**Job:** Skip the pictures. Copy all the rest of the records down exactly.

**Records supplied:**
* Start *
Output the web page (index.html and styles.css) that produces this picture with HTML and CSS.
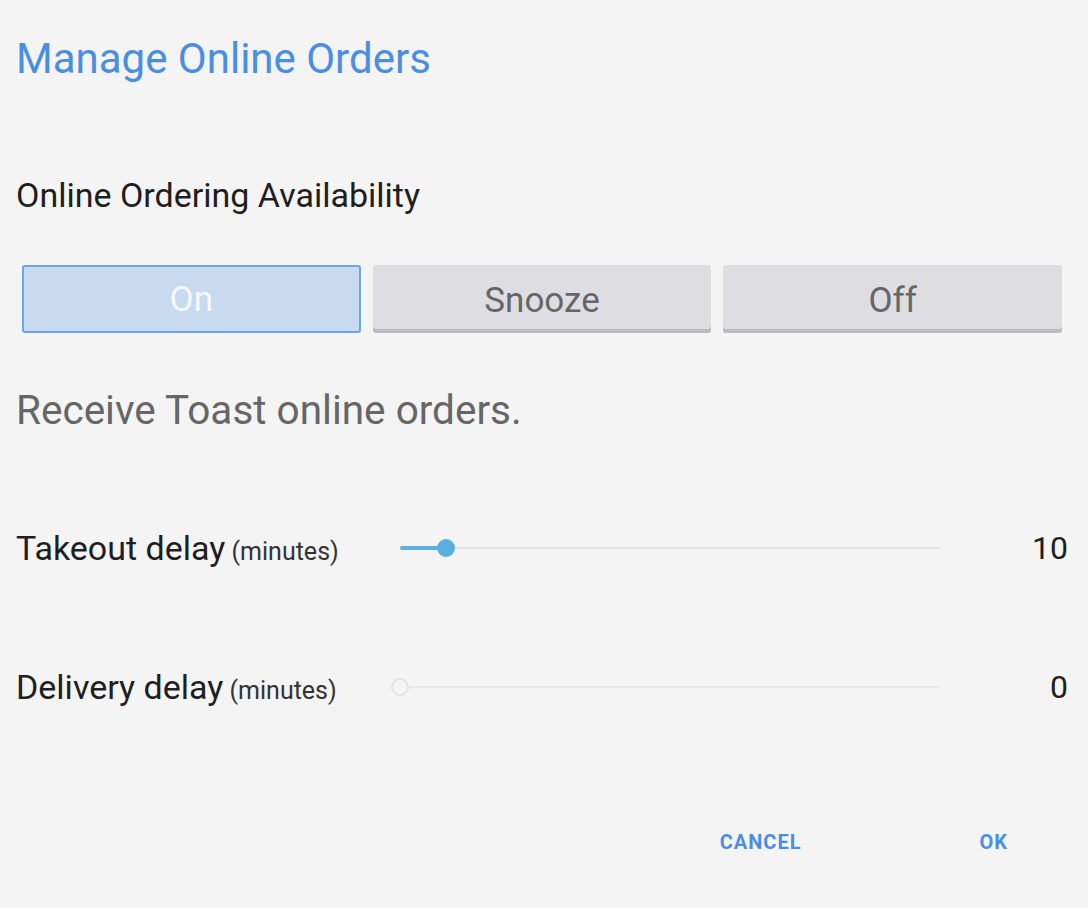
FILE: index.html
```html
<!DOCTYPE html>
<html>
<head>
<meta charset="utf-8">
<link rel="stylesheet" href="styles.css">
</head>
<body>
<div class="dialog">
  <h1 class="title">Manage Online Orders</h1>
  <div class="section-label">Online Ordering Availability</div>
  <div class="segments">
    <div class="seg seg-active">On</div>
    <div class="seg">Snooze</div>
    <div class="seg">Off</div>
  </div>
  <div class="desc">Receive Toast online orders.</div>
  <div class="row row-takeout">
    <div class="row-label">Takeout delay<span class="unit"> (minutes)</span></div>
    <div class="slider">
      <div class="track"></div>
      <div class="track-fill" style="width: 46px"></div>
      <div class="thumb" style="left: 46px"></div>
    </div>
    <div class="value">10</div>
  </div>
  <div class="row row-delivery">
    <div class="row-label">Delivery delay<span class="unit"> (minutes)</span></div>
    <div class="slider">
      <div class="track track-light"></div>
      <div class="thumb thumb-empty"></div>
    </div>
    <div class="value">0</div>
  </div>
  <div class="actions">
    <button class="action action-cancel">CANCEL</button>
    <button class="action action-ok">OK</button>
  </div>
</div>
</body>
</html>
```
FILE: styles.css
```css
html, body {
  margin: 0;
  padding: 0;
  background: #f4f4f4;
}
body {
  font-family: Roboto, "Noto Sans", sans-serif;
  width: 1088px;
  height: 908px;
  overflow: hidden;
}
.dialog {
  padding: 0 20px 0 16px;
  display: flex;
  flex-direction: column;
}
.title {
  margin: 34px 0 0 0;
  font-weight: 400;
  font-size: 42px;
  line-height: 50px;
  color: #4a8ee2;
}
.section-label {
  margin-top: 91px;
  font-size: 34px;
  line-height: 40px;
  color: #1e1e1e;
}
.segments {
  margin-top: 50px;
  margin-left: 6px;
  margin-right: 6px;
  display: grid;
  grid-template-columns: 1fr 1fr 1fr;
  gap: 12px;
}
.seg {
  height: 68px;
  box-sizing: border-box;
  padding-top: 2px;
  background: #dedde2;
  border-radius: 3px;
  box-shadow: inset 0 -4px 0 #bcbcc0;
  display: flex;
  align-items: center;
  justify-content: center;
  font-size: 35px;
  color: #666;
}
.seg-active {
  background: #c8daef;
  border: 2px solid #70a3e3;
  padding-top: 0;
  box-shadow: none;
  color: #f6f8fb;
}
.desc {
  margin-top: 54px;
  font-size: 40.5px;
  line-height: 46px;
  color: #666;
}
.row {
  display: flex;
  align-items: center;
  height: 60px;
}
.row-takeout {
  margin-top: 85px;
}
.row-delivery {
  margin-top: 79px;
}
.row-label {
  width: 384px;
  font-size: 34px;
  color: #1e1e1e;
  white-space: nowrap;
}
.unit {
  font-size: 25px;
  color: #333;
}
.slider {
  position: relative;
  width: 540px;
  height: 20px;
}
.track {
  position: absolute;
  left: 0;
  right: 0;
  top: 9px;
  height: 2px;
  background: #e2e2e2;
}
.track-light {
  background: #e8e8e8;
}
.track-fill {
  position: absolute;
  left: 0;
  top: 8px;
  height: 4px;
  border-radius: 2px;
  background: #5aafe1;
}
.thumb {
  position: absolute;
  top: 1px;
  width: 18px;
  height: 18px;
  margin-left: -9px;
  border-radius: 50%;
  background: #5aafe1;
}
.thumb-empty {
  left: 0;
  top: 1px;
  width: 18px;
  height: 18px;
  margin-left: -9px;
  box-sizing: border-box;
  background: #f4f4f4;
  border: 2px solid #e4e4e4;
}
.value {
  flex: 1;
  text-align: right;
  font-size: 32px;
  color: #1e1e1e;
}
.actions {
  margin-top: 113px;
  display: flex;
  justify-content: flex-end;
  padding-right: 60px;
}
.action {
  background: none;
  border: none;
  padding: 0;
  font-family: Roboto, sans-serif;
  font-weight: 700;
  font-size: 20px;
  letter-spacing: 1px;
  color: #4a8ee2;
}
.action-cancel {
  margin-right: 178px;
}
```
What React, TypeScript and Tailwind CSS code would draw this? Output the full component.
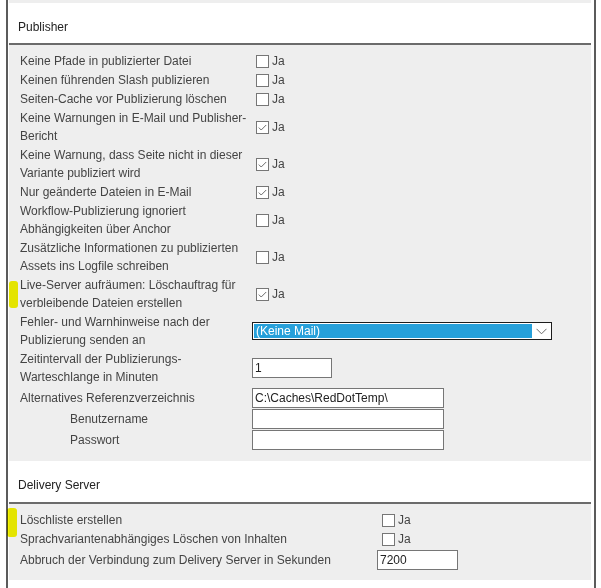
* End *
**Task response:**
Output the web page (index.html and styles.css) that produces this picture with HTML and CSS.
FILE: index.html
```html
<!DOCTYPE html>
<html>
<head>
<meta charset="utf-8">
<link rel="stylesheet" href="styles.css">
</head>
<body>
<div class="dialog">
  <h1 class="title">Manage Online Orders</h1>
  <div class="section-label">Online Ordering Availability</div>
  <div class="segments">
    <div class="seg seg-active">On</div>
    <div class="seg">Snooze</div>
    <div class="seg">Off</div>
  </div>
  <div class="desc">Receive Toast online orders.</div>
  <div class="row row-takeout">
    <div class="row-label">Takeout delay<span class="unit"> (minutes)</span></div>
    <div class="slider">
      <div class="track"></div>
      <div class="track-fill" style="width: 46px"></div>
      <div class="thumb" style="left: 46px"></div>
    </div>
    <div class="value">10</div>
  </div>
  <div class="row row-delivery">
    <div class="row-label">Delivery delay<span class="unit"> (minutes)</span></div>
    <div class="slider">
      <div class="track track-light"></div>
      <div class="thumb thumb-empty"></div>
    </div>
    <div class="value">0</div>
  </div>
  <div class="actions">
    <button class="action action-cancel">CANCEL</button>
    <button class="action action-ok">OK</button>
  </div>
</div>
</body>
</html>
```
FILE: styles.css
```css
html, body {
  margin: 0;
  padding: 0;
  background: #f4f4f4;
}
body {
  font-family: Roboto, "Noto Sans", sans-serif;
  width: 1088px;
  height: 908px;
  overflow: hidden;
}
.dialog {
  padding: 0 20px 0 16px;
  display: flex;
  flex-direction: column;
}
.title {
  margin: 34px 0 0 0;
  font-weight: 400;
  font-size: 42px;
  line-height: 50px;
  color: #4a8ee2;
}
.section-label {
  margin-top: 91px;
  font-size: 34px;
  line-height: 40px;
  color: #1e1e1e;
}
.segments {
  margin-top: 50px;
  margin-left: 6px;
  margin-right: 6px;
  display: grid;
  grid-template-columns: 1fr 1fr 1fr;
  gap: 12px;
}
.seg {
  height: 68px;
  box-sizing: border-box;
  padding-top: 2px;
  background: #dedde2;
  border-radius: 3px;
  box-shadow: inset 0 -4px 0 #bcbcc0;
  display: flex;
  align-items: center;
  justify-content: center;
  font-size: 35px;
  color: #666;
}
.seg-active {
  background: #c8daef;
  border: 2px solid #70a3e3;
  padding-top: 0;
  box-shadow: none;
  color: #f6f8fb;
}
.desc {
  margin-top: 54px;
  font-size: 40.5px;
  line-height: 46px;
  color: #666;
}
.row {
  display: flex;
  align-items: center;
  height: 60px;
}
.row-takeout {
  margin-top: 85px;
}
.row-delivery {
  margin-top: 79px;
}
.row-label {
  width: 384px;
  font-size: 34px;
  color: #1e1e1e;
  white-space: nowrap;
}
.unit {
  font-size: 25px;
  color: #333;
}
.slider {
  position: relative;
  width: 540px;
  height: 20px;
}
.track {
  position: absolute;
  left: 0;
  right: 0;
  top: 9px;
  height: 2px;
  background: #e2e2e2;
}
.track-light {
  background: #e8e8e8;
}
.track-fill {
  position: absolute;
  left: 0;
  top: 8px;
  height: 4px;
  border-radius: 2px;
  background: #5aafe1;
}
.thumb {
  position: absolute;
  top: 1px;
  width: 18px;
  height: 18px;
  margin-left: -9px;
  border-radius: 50%;
  background: #5aafe1;
}
.thumb-empty {
  left: 0;
  top: 1px;
  width: 18px;
  height: 18px;
  margin-left: -9px;
  box-sizing: border-box;
  background: #f4f4f4;
  border: 2px solid #e4e4e4;
}
.value {
  flex: 1;
  text-align: right;
  font-size: 32px;
  color: #1e1e1e;
}
.actions {
  margin-top: 113px;
  display: flex;
  justify-content: flex-end;
  padding-right: 60px;
}
.action {
  background: none;
  border: none;
  padding: 0;
  font-family: Roboto, sans-serif;
  font-weight: 700;
  font-size: 20px;
  letter-spacing: 1px;
  color: #4a8ee2;
}
.action-cancel {
  margin-right: 178px;
}
```
What React, TypeScript and Tailwind CSS code would draw this? Output the full component.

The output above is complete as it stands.